Publié par olivier rachet sur 8 Septembre 2018, 07:50am

   « Comment rejoint-on la guerre ? Par quel chemin ? Existe-t-il un sas, une frontière, une porte à franchir derrière laquelle s’étend son territoire officiel ? » Le narrateur du dernier roman de Jérôme Ferrari, que l’on sait hanté par la fin des empires, s’intéresse à une jeune photographe corse, prénommée Antonia, qui meurt d’un accident de la route, dès les premières pages. Suicide, simple éblouissement, comme si la lumière se vengeait d’avoir été sans répit traquée ? Avec cette photoreporter, nous voilà plongés au cœur des ténèbres ; là où les empires se disloquent et les revendications politiques les plus farfelues se mettent en scène avec toute l’artillerie lourde de la propagande. La jeune femme fréquente les indépendantistes corses. Sans avoir besoin d’être mariée, elle est, des années durant, la femme attitrée de l’un d’entre eux, Pascal B. Mais son histoire à elle débute peut-être vraiment en ex-Yougoslavie, dans la province de Voïvodine où elle rencontre un jeune soldat prénommé Dragan qu’elle retrouvera une dizaine d’années plus tard, à Calvi.

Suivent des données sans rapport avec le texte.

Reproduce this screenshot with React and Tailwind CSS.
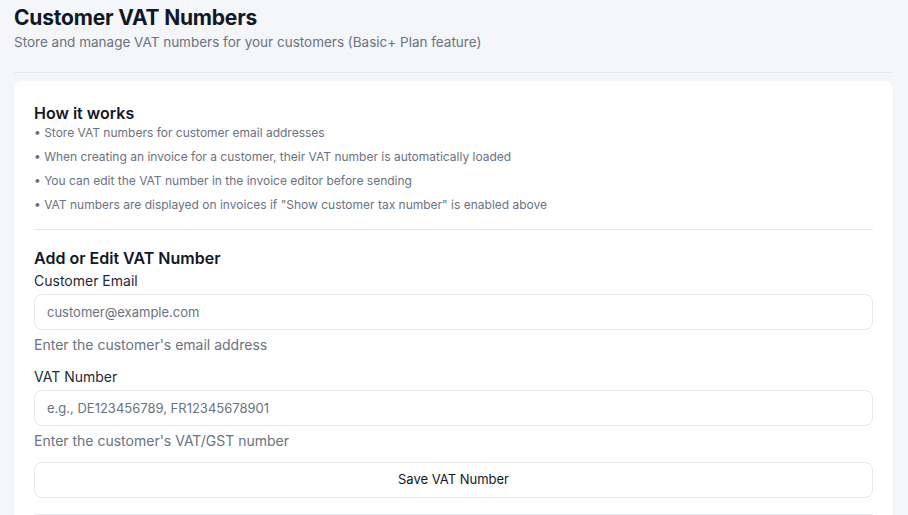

  Le roman se construit à partir de photos diverses, recouvrant différentes strates spatio-temporelles. Des guerres balkaniques à la chute du mur de Berlin, en passant par le premier bombardement aérien de l’Histoire perpétré par les Italiens contre les Turcs, en Lybie ; l’auteur revisite ces moments où les empires se délitent et les territoires se reconfigurent. Toutes les tragédies du XXe et du XXIesiècle débutant ne sont-elles pas nées du démantèlement des empires austro-hongrois et ottoman, tout autant que de la dislocation des différents empires coloniaux. Une photo peut-elle témoigner de ces virements en profondeur des plaques tectoniques de l’Histoire ? Nous qui sommes aujourd’hui asservis à la représentation du monde tel qu’il court toujours à sa perte, que savons-nous vraiment de ce qui est en train de nous arriver ? « L’énigme consistait, écrit le narrateur, en l’existence de la trace elle-même. » Quelle serait aujourd’hui la trace de la disparition programmée de l’Occident ? En choisissant de s’intéresser à la photographie, et plus généralement au statut de l’image dans nos sociétés qui y sont littéralement assujetties, Ferrari poursuit une réflexion menée en son temps par Barthes, dans La chambre claire, sur le paradoxe d’une image qui convoquerait à la fois le présent éternel et la mort foudroyante : « Oui, les images sont une porte ouverte sur l’éternité, peut-on lire dans le roman. Mais la photographie ne dit rien de l’éternité, elle se complaît dans l’éphémère, atteste de l’irréversible et renvoie tout au néant. »

   La composition chorale et liturgique du roman, ponctuée par les différents mouvements de la messe célébrant la défunte photographe, rappelle parfois la polyphonie du requiem orchestré par Faulkner dans Tandis que j’agonise ; mais l’on songe aussi à cette parole souvent citée par Godard, inspirée de l’Épître aux Corinthiens de Paul, selon laquelle « l’image viendra au temps de la résurrection. » Face aux horreurs de la guerre, Antonia acquiert peu à peu la certitude que tout ne peut être montré. Pour révéler le tragique, il faut aussi savoir le cacher. La littérature emboîte alors le pas à la photographie pour dire ce néant inconcevable que nous essayons en vain de scruter. L’objectif photographique arrive peut-être à croiser parfois le regard tétanisant de Méduse, mais seul un regard oblique peut espérer fixer ce qui à nos yeux se dérobe. Tel ce soldat qui « s’appuie contre un arbre et fixe l’absence d’horizon. »

  Jérôme Ferrari, À son image, éditions Actes Sud.